Since I know that’s not ultimately what the original question was asking, here are my thoughts on boundaries around sex in dating.

Some things to consider:

  • Physical boundaries– honor each other and God’s gift of sex by honoring each other’s bodies. Never ever do anything without consent but also talk about the physical boundaries ahead of time. Be aware of your own temptations in this area and think beyond physical contact. Consider physical situations like being alone together in a bedroom, etc. And know that it is ok if these change. You may think you will be fine with something and then find out you aren’t comfortable with it later.
  • Emotional boundaries– honor each other’s hearts and each other’s future spouses (if it’s not you) by not leading each other on. Dating can be fun and it can help you learn about yourself and your own likes and dislikes and interests. Getting to know people shouldn’t be a fearful thing, but understand that hearts can be fragile. So honor each other emotionally. Don’t dive too deep too quickly but also remember people are not disposable. We are all created in the image of God and loved by Him. Consider certain topics being off-limits until a certain point in the relationship. Be mindful of how your actions may be perceived by the other person.
  • Spiritual boundaries– I feel like people don’t give enough attention to the importance of spiritual closeness in a relationship and how that also can be a pathway to sexual struggle. Seems rather odd, doesn’t it, that praying together might be tempting. The reason it is is because spiritual closeness is perhaps the closest you can get. So it’s possible to “short circuit” intimacy through what appears to be very God-honoring means. I can tell you that I never prayed out loud with a man I was dating until my husband. He prays with everybody he talks to, even the complete stranger sitting in the waiting room at the doctor’s office. But for me, letting someone into that part of my life is extremely intimate. So consider what spiritual boundaries might be needed.

Boundaries may look different in different seasons. A healthy boundary for a 27-year-old may be way too lax for a 14-year-old so it is important to understand your own limitations and your own temptations. Obviously, when you are younger, you also need to consider any sort of family expectations and honor those as well.

Boundaries when you’ve just met someone will look different than the boundaries when you are engaged. The boundaries when you are engaged will look different than the boundaries when you are married (because yes, there are still boundaries in marriage!). In other words, there is no one-size-fits-all approach to this. What works for one person may be absolutely unhelpful for another.

Boundaries should care for the “weaker” person. This is a Biblical concept. Just because something is ok for you doesn’t mean it’s ok for the other person. If it’s not ok for the other person, then you shouldn’t be doing it. Again, this is about honor. It’s not honoring to use your perceived rights to steamroll another person’s conscience.

When you consider boundaries ask yourself if the boundary is honoring. Is it triggering for you? Is it triggering for the other person? Is it tempting either of you?

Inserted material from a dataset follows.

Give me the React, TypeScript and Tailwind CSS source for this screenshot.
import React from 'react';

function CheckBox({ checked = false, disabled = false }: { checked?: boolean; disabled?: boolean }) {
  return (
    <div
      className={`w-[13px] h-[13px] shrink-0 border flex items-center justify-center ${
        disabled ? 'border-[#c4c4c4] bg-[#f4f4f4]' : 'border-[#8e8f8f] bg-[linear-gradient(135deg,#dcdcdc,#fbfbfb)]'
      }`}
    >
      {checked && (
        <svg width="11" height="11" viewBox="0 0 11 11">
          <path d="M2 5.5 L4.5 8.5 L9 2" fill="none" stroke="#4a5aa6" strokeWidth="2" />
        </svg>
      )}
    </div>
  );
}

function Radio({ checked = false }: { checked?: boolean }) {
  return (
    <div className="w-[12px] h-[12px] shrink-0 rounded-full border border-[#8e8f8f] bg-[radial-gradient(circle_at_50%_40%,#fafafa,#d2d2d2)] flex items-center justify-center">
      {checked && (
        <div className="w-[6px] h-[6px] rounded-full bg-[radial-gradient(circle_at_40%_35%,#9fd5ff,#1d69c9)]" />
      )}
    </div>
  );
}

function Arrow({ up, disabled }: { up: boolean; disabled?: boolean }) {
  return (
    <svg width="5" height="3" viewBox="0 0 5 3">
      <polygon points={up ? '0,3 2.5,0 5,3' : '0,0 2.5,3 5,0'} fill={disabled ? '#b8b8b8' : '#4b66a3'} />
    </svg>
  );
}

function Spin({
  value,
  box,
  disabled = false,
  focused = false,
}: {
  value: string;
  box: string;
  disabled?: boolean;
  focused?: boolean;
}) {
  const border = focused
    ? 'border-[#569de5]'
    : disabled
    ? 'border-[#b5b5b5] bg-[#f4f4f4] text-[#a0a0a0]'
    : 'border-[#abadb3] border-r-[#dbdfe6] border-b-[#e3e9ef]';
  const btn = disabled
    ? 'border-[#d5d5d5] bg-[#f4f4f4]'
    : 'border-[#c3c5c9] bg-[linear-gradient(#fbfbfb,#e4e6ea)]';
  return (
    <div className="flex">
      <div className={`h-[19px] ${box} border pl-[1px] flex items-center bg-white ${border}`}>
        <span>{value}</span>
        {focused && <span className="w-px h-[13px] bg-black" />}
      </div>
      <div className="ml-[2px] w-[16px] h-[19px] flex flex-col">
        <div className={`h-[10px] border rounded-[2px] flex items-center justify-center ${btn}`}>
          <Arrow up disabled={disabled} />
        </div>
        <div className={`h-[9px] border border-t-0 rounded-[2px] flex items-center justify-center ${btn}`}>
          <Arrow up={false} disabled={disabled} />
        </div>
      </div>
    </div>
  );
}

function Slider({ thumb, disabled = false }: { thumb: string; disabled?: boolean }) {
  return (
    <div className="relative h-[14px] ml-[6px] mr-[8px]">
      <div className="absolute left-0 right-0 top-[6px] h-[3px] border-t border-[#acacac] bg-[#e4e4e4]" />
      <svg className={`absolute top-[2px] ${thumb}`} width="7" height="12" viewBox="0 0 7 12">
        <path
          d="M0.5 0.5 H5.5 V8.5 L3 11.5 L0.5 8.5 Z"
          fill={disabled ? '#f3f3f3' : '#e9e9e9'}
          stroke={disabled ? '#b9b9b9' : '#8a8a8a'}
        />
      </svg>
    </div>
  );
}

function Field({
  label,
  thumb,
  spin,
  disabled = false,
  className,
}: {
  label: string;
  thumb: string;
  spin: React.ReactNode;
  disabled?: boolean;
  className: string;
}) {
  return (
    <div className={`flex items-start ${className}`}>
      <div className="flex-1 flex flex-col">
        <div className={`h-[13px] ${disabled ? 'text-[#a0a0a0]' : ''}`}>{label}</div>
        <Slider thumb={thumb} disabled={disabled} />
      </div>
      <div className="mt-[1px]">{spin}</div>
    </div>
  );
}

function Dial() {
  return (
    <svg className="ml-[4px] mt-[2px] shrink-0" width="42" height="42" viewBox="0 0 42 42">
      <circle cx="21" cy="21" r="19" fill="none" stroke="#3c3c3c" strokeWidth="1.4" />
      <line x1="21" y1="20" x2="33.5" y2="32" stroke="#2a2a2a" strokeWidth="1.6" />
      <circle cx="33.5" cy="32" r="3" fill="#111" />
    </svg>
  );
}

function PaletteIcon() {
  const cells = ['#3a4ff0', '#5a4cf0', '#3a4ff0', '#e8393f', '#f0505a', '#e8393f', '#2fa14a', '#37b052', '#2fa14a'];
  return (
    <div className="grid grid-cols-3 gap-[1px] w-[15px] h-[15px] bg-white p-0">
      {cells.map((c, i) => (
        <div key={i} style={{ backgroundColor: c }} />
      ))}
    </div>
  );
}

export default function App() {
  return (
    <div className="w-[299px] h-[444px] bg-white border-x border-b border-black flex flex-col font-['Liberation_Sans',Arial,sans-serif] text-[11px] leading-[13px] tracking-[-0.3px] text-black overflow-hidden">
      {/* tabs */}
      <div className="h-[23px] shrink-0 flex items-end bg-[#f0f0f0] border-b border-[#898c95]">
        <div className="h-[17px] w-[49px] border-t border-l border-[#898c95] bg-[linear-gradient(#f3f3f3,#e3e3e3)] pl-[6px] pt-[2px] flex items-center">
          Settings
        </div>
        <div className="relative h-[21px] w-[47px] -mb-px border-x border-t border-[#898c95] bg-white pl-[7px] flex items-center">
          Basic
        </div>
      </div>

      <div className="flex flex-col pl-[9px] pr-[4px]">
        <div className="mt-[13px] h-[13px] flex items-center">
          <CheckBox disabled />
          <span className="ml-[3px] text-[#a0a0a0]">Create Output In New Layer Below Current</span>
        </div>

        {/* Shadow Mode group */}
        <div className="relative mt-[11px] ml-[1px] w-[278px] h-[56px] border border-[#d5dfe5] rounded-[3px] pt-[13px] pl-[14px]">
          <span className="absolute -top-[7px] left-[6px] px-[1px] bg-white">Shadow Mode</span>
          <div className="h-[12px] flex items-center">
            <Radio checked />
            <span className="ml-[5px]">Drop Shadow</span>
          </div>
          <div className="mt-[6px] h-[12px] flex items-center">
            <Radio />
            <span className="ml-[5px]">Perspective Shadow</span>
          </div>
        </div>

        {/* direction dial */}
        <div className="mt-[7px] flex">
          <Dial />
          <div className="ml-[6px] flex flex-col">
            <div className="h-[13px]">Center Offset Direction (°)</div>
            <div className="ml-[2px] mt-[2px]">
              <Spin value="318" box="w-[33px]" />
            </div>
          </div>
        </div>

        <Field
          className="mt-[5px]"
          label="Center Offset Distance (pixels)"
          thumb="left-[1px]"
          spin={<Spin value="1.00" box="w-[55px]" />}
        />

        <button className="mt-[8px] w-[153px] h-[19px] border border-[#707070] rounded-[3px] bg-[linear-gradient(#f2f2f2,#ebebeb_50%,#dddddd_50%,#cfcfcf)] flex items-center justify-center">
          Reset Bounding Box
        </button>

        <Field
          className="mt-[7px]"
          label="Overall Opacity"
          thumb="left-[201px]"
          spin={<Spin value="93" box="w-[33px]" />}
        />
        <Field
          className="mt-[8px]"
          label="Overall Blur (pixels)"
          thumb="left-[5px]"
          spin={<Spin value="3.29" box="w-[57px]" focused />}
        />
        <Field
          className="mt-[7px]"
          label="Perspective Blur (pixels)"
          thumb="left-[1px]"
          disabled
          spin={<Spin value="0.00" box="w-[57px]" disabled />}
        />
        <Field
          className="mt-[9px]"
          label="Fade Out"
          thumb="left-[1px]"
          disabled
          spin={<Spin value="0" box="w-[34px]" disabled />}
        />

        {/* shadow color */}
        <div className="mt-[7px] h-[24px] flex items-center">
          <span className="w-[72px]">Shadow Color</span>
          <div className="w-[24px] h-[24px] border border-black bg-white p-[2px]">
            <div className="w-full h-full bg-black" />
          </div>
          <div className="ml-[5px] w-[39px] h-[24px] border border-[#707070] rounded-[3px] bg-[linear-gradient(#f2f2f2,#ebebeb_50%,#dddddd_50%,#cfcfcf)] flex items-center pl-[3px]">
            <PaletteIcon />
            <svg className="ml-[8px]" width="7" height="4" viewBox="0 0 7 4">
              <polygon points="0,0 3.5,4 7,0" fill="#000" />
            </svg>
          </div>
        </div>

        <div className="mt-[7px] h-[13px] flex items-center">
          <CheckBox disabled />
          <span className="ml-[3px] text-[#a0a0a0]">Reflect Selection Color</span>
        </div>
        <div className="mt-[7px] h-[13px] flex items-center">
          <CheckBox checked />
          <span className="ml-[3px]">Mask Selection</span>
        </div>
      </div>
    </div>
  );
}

My husband and I didn’t kiss until our wedding day. Not because I have some rule about it but because I know me and I know full well that kissing that man would have made me dive headlong into trouble. So we saved that for the day when we felt free to finally dive headlong into things- our wedding day. We shared our first kiss about an hour or two before our wedding. He waited because I asked him to, because I needed him to. When it came to sexual struggles in our relationship, unsurprisingly, I was the weaker one so a lot of the boundaries were mine and he honored them.

That is something we carry into our marriage- a mutual love and honor for each other.

This is why it is important to frame boundaries less about what we’re “allowed” to do sexually and more about how people can honor each other. If you walk into marriage thinking that once you say “I do” all of the boundaries are out the window, you are wrong. Boundaries, respect, honor, and cherishing each other is something that will serve you very well before and during marriage.